** WHAT THE TASK REQUIRES **
Copy the data exactly; pictures stay out of the copy.
════════════════
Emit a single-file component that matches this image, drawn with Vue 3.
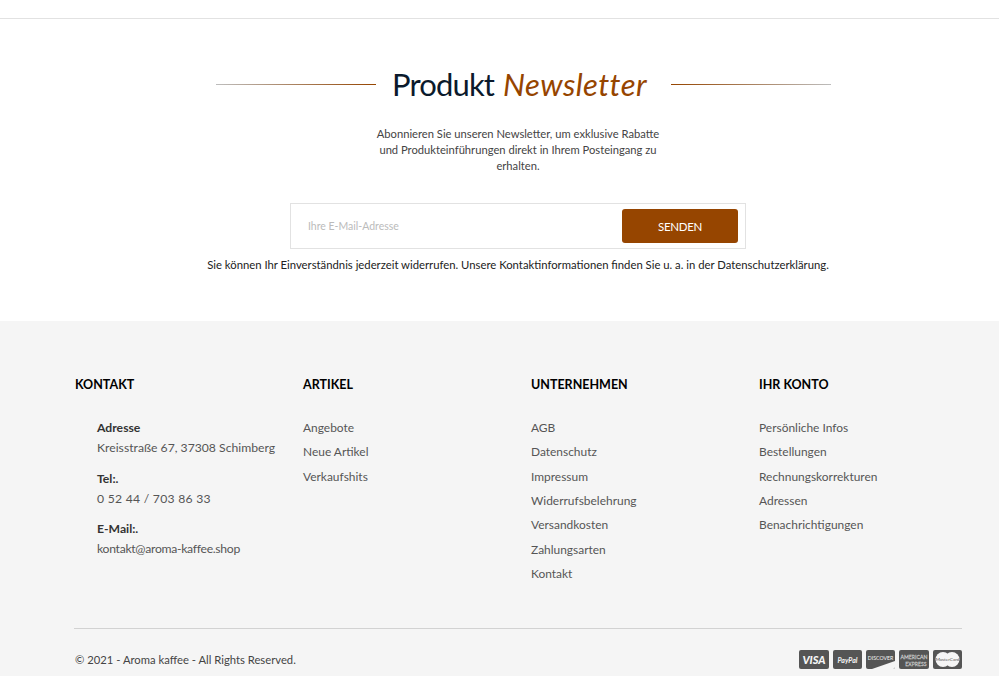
<script setup>
const columns = [
  { title: 'Artikel', links: ['Angebote', 'Neue Artikel', 'Verkaufshits'] },
  { title: 'Unternehmen', links: ['AGB', 'Datenschutz', 'Impressum', 'Widerrufsbelehrung', 'Versandkosten', 'Zahlungsarten', 'Kontakt'] },
  { title: 'Ihr Konto', links: ['Persönliche Infos', 'Bestellungen', 'Rechnungskorrekturen', 'Adressen', 'Benachrichtigungen'] },
]
const contact = [
  { label: 'Adresse', value: 'Kreisstraße 67, 37308 Schimberg', kind: 'addr' },
  { label: 'Tel:.', value: '0 52 44 / 703 86 33', kind: 'tel' },
  { label: 'E-Mail:.', value: 'kontakt@aroma-kaffee.shop', kind: 'mail' },
]
</script>

<template>
  <div class="page">
    <header class="topbar"></header>
    <section class="newsletter">
      <div class="title-row">
        <span class="rule rule-left"></span>
        <h2 class="title"><span class="t1">Produkt</span> <em>Newsletter</em></h2>
        <span class="rule rule-right"></span>
      </div>
      <p class="intro">Abonnieren Sie unseren Newsletter, um exklusive Rabatte<br>und Produkteinführungen direkt in Ihrem Posteingang zu<br>erhalten.</p>
      <form class="signup" @submit.prevent>
        <input class="email" type="text" placeholder="Ihre E-Mail-Adresse">
        <button class="send" type="submit">SENDEN</button>
      </form>
      <p class="consent">Sie können Ihr Einverständnis jederzeit widerrufen. Unsere Kontaktinformationen finden Sie u. a. in der Datenschutzerklärung.</p>
    </section>
    <footer class="footer">
      <div class="columns">
        <div class="col">
          <h3 class="col-title">Kontakt</h3>
          <div class="contact">
            <div v-for="item in contact" :key="item.label" class="contact-item" :class="item.kind">
              <strong>{{ item.label }}</strong>
              <span>{{ item.value }}</span>
            </div>
          </div>
        </div>
        <div v-for="col in columns" :key="col.title" class="col">
          <h3 class="col-title">{{ col.title }}</h3>
          <ul class="links">
            <li v-for="link in col.links" :key="link">{{ link }}</li>
          </ul>
        </div>
      </div>
      <div class="bottom">
        <span class="copy">© 2021 - Aroma kaffee - All Rights Reserved.</span>
        <div class="cards">
          <svg class="card" width="30" height="19" viewBox="0 0 30 19"><rect width="30" height="19" rx="2" fill="#555"/><text x="15" y="14" text-anchor="middle" class="c-visa">VISA</text></svg>
          <svg class="card" width="29" height="19" viewBox="0 0 29 19"><rect width="29" height="19" rx="2" fill="#555"/><text x="14.5" y="12.5" text-anchor="middle" class="c-pp">PayPal</text></svg>
          <svg class="card" width="29" height="19" viewBox="0 0 29 19"><rect width="29" height="19" rx="2" fill="#555"/><path d="M6 19 L29 11 V17 a2 2 0 0 1 -2 2 Z" fill="#f5f5f5"/><text x="14.5" y="9.5" text-anchor="middle" class="c-disc">DISCOVER</text></svg>
          <svg class="card" width="30" height="19" viewBox="0 0 30 19"><rect width="30" height="19" rx="2" fill="#555"/><text x="15" y="8.5" text-anchor="middle" class="c-am">AMERICAN</text><text x="17" y="15.5" text-anchor="middle" class="c-am">EXPRESS</text></svg>
          <svg class="card" width="29" height="19" viewBox="0 0 29 19"><rect width="29" height="19" rx="2" fill="#555"/><circle cx="10" cy="9.5" r="7.5" fill="#f5f5f5"/><circle cx="19" cy="9.5" r="7.5" fill="#f5f5f5"/><text x="14.5" y="11.2" text-anchor="middle" class="c-mc">MasterCard</text></svg>
        </div>
      </div>
    </footer>
  </div>
</template>

<style>
html, body { margin: 0; overflow: hidden; background: #fff; }
</style>

<style scoped>
.page {
  height: 676px;
  overflow: hidden;
  font-family: "Lato", "Open Sans", sans-serif;
  color: #444;
}
.topbar { height: 18px; border-bottom: 1px solid #e2e2e2; }
.newsletter {
  height: 302px;
  box-sizing: border-box;
  padding-left: 37px;
  display: flex;
  flex-direction: column;
  align-items: center;
}
.title-row {
  margin-top: 43px;
  margin-left: 11px;
  display: flex;
  align-items: center;
  width: 615px;
  height: 44px;
}
.rule { flex: none; width: 160px; height: 1px; }
.rule-left { background: linear-gradient(to right, #bdbdbd, #964500); }
.rule-right { background: linear-gradient(to right, #964500, #bdbdbd); }
.title {
  flex: 1;
  margin: 0;
  padding: 0 24px 0 16px;
  font-weight: 400;
  font-size: 31px;
  line-height: 44px;
  color: #0b1a2c;
  white-space: nowrap;
  word-spacing: 1px;
}
.t1 { letter-spacing: -0.85px; }
.title em { color: #964500; font-style: italic; letter-spacing: 0.4px; }
.intro {
  margin: 20px 0 0;
  width: 320px;
  text-align: center;
  font-size: 11.2px;
  line-height: 16px;
  color: #444;
}
.signup {
  margin-top: 29px;
  width: 456px;
  height: 46px;
  box-sizing: border-box;
  border: 1px solid #e2e2e2;
  display: flex;
  align-items: center;
  padding: 0 7px 0 17px;
}
.email {
  flex: 1;
  min-width: 0;
  border: 0;
  outline: 0;
  padding: 0;
  background: transparent;
  font: inherit;
  font-size: 10.5px;
}
.email::placeholder { color: #bbb; opacity: 1; }
.send {
  width: 116px;
  height: 34px;
  border: 0;
  border-radius: 3px;
  background: #964500;
  color: #fff;
  font: inherit;
  font-size: 11.5px;
  letter-spacing: -0.3px;
}
.consent {
  margin: 8px 0 0;
  font-size: 11.3px;
  line-height: 16px;
  color: #222;
  white-space: nowrap;
}
.footer {
  height: 355px;
  background: #f5f5f5;
  padding: 54px 37px 0 75px;
  box-sizing: border-box;
}
.columns {
  display: grid;
  grid-template-columns: repeat(4, 228px);
  height: 253px;
}
.col-title {
  margin: 0 0 21px;
  font-size: 12.5px;
  line-height: 20px;
  font-weight: 700;
  text-transform: uppercase;
  color: #000;
}
.contact { padding-left: 22px; padding-top: 2px; }
.contact-item {
  display: flex;
  flex-direction: column;
  margin-bottom: 10.5px;
  font-size: 12.2px;
  line-height: 20px;
  white-space: nowrap;
}
.contact-item strong { color: #333; font-weight: 700; }
.contact-item span { color: #555; }
.contact-item.tel span { letter-spacing: 0.25px; }
.contact-item.mail span { letter-spacing: -0.3px; }
.links { list-style: none; margin: 0; padding: 0; }
.links li {
  font-size: 11.95px;
  line-height: 24.33px;
  color: #555;
}
.bottom {
  border-top: 1px solid #d2d2d2;
  margin-left: -1px;
  padding-left: 1px;
  height: 47px;
  display: flex;
  align-items: center;
  justify-content: space-between;
  padding-top: 15px;
  box-sizing: border-box;
}
.copy { font-size: 11.25px; color: #444; }
.cards { display: flex; gap: 4px; }
.card { display: block; }
.c-visa { font: italic 900 11px "Lato", sans-serif; fill: #f5f5f5; }
.c-pp { font: italic 700 7px "Lato", sans-serif; fill: #f5f5f5; }
.c-disc { font: 400 5.2px "Lato", sans-serif; fill: #f5f5f5; }
.c-am { font: 400 5.2px "Lato", sans-serif; fill: #555; stroke: #ddd; stroke-width: 0.3px; }
.c-mc { font: 400 4.6px "Lato", sans-serif; fill: #555; }
</style>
════════════════
** THE RESULT **
Emit a single-file component that matches this image, drawn with Vue 3.
<script setup>
const columns = [
  { title: 'Artikel', links: ['Angebote', 'Neue Artikel', 'Verkaufshits'] },
  { title: 'Unternehmen', links: ['AGB', 'Datenschutz', 'Impressum', 'Widerrufsbelehrung', 'Versandkosten', 'Zahlungsarten', 'Kontakt'] },
  { title: 'Ihr Konto', links: ['Persönliche Infos', 'Bestellungen', 'Rechnungskorrekturen', 'Adressen', 'Benachrichtigungen'] },
]
const contact = [
  { label: 'Adresse', value: 'Kreisstraße 67, 37308 Schimberg', kind: 'addr' },
  { label: 'Tel:.', value: '0 52 44 / 703 86 33', kind: 'tel' },
  { label: 'E-Mail:.', value: 'kontakt@aroma-kaffee.shop', kind: 'mail' },
]
</script>

<template>
  <div class="page">
    <header class="topbar"></header>
    <section class="newsletter">
      <div class="title-row">
        <span class="rule rule-left"></span>
        <h2 class="title"><span class="t1">Produkt</span> <em>Newsletter</em></h2>
        <span class="rule rule-right"></span>
      </div>
      <p class="intro">Abonnieren Sie unseren Newsletter, um exklusive Rabatte<br>und Produkteinführungen direkt in Ihrem Posteingang zu<br>erhalten.</p>
      <form class="signup" @submit.prevent>
        <input class="email" type="text" placeholder="Ihre E-Mail-Adresse">
        <button class="send" type="submit">SENDEN</button>
      </form>
      <p class="consent">Sie können Ihr Einverständnis jederzeit widerrufen. Unsere Kontaktinformationen finden Sie u. a. in der Datenschutzerklärung.</p>
    </section>
    <footer class="footer">
      <div class="columns">
        <div class="col">
          <h3 class="col-title">Kontakt</h3>
          <div class="contact">
            <div v-for="item in contact" :key="item.label" class="contact-item" :class="item.kind">
              <strong>{{ item.label }}</strong>
              <span>{{ item.value }}</span>
            </div>
          </div>
        </div>
        <div v-for="col in columns" :key="col.title" class="col">
          <h3 class="col-title">{{ col.title }}</h3>
          <ul class="links">
            <li v-for="link in col.links" :key="link">{{ link }}</li>
          </ul>
        </div>
      </div>
      <div class="bottom">
        <span class="copy">© 2021 - Aroma kaffee - All Rights Reserved.</span>
        <div class="cards">
          <svg class="card" width="30" height="19" viewBox="0 0 30 19"><rect width="30" height="19" rx="2" fill="#555"/><text x="15" y="14" text-anchor="middle" class="c-visa">VISA</text></svg>
          <svg class="card" width="29" height="19" viewBox="0 0 29 19"><rect width="29" height="19" rx="2" fill="#555"/><text x="14.5" y="12.5" text-anchor="middle" class="c-pp">PayPal</text></svg>
          <svg class="card" width="29" height="19" viewBox="0 0 29 19"><rect width="29" height="19" rx="2" fill="#555"/><path d="M6 19 L29 11 V17 a2 2 0 0 1 -2 2 Z" fill="#f5f5f5"/><text x="14.5" y="9.5" text-anchor="middle" class="c-disc">DISCOVER</text></svg>
          <svg class="card" width="30" height="19" viewBox="0 0 30 19"><rect width="30" height="19" rx="2" fill="#555"/><text x="15" y="8.5" text-anchor="middle" class="c-am">AMERICAN</text><text x="17" y="15.5" text-anchor="middle" class="c-am">EXPRESS</text></svg>
          <svg class="card" width="29" height="19" viewBox="0 0 29 19"><rect width="29" height="19" rx="2" fill="#555"/><circle cx="10" cy="9.5" r="7.5" fill="#f5f5f5"/><circle cx="19" cy="9.5" r="7.5" fill="#f5f5f5"/><text x="14.5" y="11.2" text-anchor="middle" class="c-mc">MasterCard</text></svg>
        </div>
      </div>
    </footer>
  </div>
</template>

<style>
html, body { margin: 0; overflow: hidden; background: #fff; }
</style>

<style scoped>
.page {
  height: 676px;
  overflow: hidden;
  font-family: "Lato", "Open Sans", sans-serif;
  color: #444;
}
.topbar { height: 18px; border-bottom: 1px solid #e2e2e2; }
.newsletter {
  height: 302px;
  box-sizing: border-box;
  padding-left: 37px;
  display: flex;
  flex-direction: column;
  align-items: center;
}
.title-row {
  margin-top: 43px;
  margin-left: 11px;
  display: flex;
  align-items: center;
  width: 615px;
  height: 44px;
}
.rule { flex: none; width: 160px; height: 1px; }
.rule-left { background: linear-gradient(to right, #bdbdbd, #964500); }
.rule-right { background: linear-gradient(to right, #964500, #bdbdbd); }
.title {
  flex: 1;
  margin: 0;
  padding: 0 24px 0 16px;
  font-weight: 400;
  font-size: 31px;
  line-height: 44px;
  color: #0b1a2c;
  white-space: nowrap;
  word-spacing: 1px;
}
.t1 { letter-spacing: -0.85px; }
.title em { color: #964500; font-style: italic; letter-spacing: 0.4px; }
.intro {
  margin: 20px 0 0;
  width: 320px;
  text-align: center;
  font-size: 11.2px;
  line-height: 16px;
  color: #444;
}
.signup {
  margin-top: 29px;
  width: 456px;
  height: 46px;
  box-sizing: border-box;
  border: 1px solid #e2e2e2;
  display: flex;
  align-items: center;
  padding: 0 7px 0 17px;
}
.email {
  flex: 1;
  min-width: 0;
  border: 0;
  outline: 0;
  padding: 0;
  background: transparent;
  font: inherit;
  font-size: 10.5px;
}
.email::placeholder { color: #bbb; opacity: 1; }
.send {
  width: 116px;
  height: 34px;
  border: 0;
  border-radius: 3px;
  background: #964500;
  color: #fff;
  font: inherit;
  font-size: 11.5px;
  letter-spacing: -0.3px;
}
.consent {
  margin: 8px 0 0;
  font-size: 11.3px;
  line-height: 16px;
  color: #222;
  white-space: nowrap;
}
.footer {
  height: 355px;
  background: #f5f5f5;
  padding: 54px 37px 0 75px;
  box-sizing: border-box;
}
.columns {
  display: grid;
  grid-template-columns: repeat(4, 228px);
  height: 253px;
}
.col-title {
  margin: 0 0 21px;
  font-size: 12.5px;
  line-height: 20px;
  font-weight: 700;
  text-transform: uppercase;
  color: #000;
}
.contact { padding-left: 22px; padding-top: 2px; }
.contact-item {
  display: flex;
  flex-direction: column;
  margin-bottom: 10.5px;
  font-size: 12.2px;
  line-height: 20px;
  white-space: nowrap;
}
.contact-item strong { color: #333; font-weight: 700; }
.contact-item span { color: #555; }
.contact-item.tel span { letter-spacing: 0.25px; }
.contact-item.mail span { letter-spacing: -0.3px; }
.links { list-style: none; margin: 0; padding: 0; }
.links li {
  font-size: 11.95px;
  line-height: 24.33px;
  color: #555;
}
.bottom {
  border-top: 1px solid #d2d2d2;
  margin-left: -1px;
  padding-left: 1px;
  height: 47px;
  display: flex;
  align-items: center;
  justify-content: space-between;
  padding-top: 15px;
  box-sizing: border-box;
}
.copy { font-size: 11.25px; color: #444; }
.cards { display: flex; gap: 4px; }
.card { display: block; }
.c-visa { font: italic 900 11px "Lato", sans-serif; fill: #f5f5f5; }
.c-pp { font: italic 700 7px "Lato", sans-serif; fill: #f5f5f5; }
.c-disc { font: 400 5.2px "Lato", sans-serif; fill: #f5f5f5; }
.c-am { font: 400 5.2px "Lato", sans-serif; fill: #555; stroke: #ddd; stroke-width: 0.3px; }
.c-mc { font: 400 4.6px "Lato", sans-serif; fill: #555; }
</style>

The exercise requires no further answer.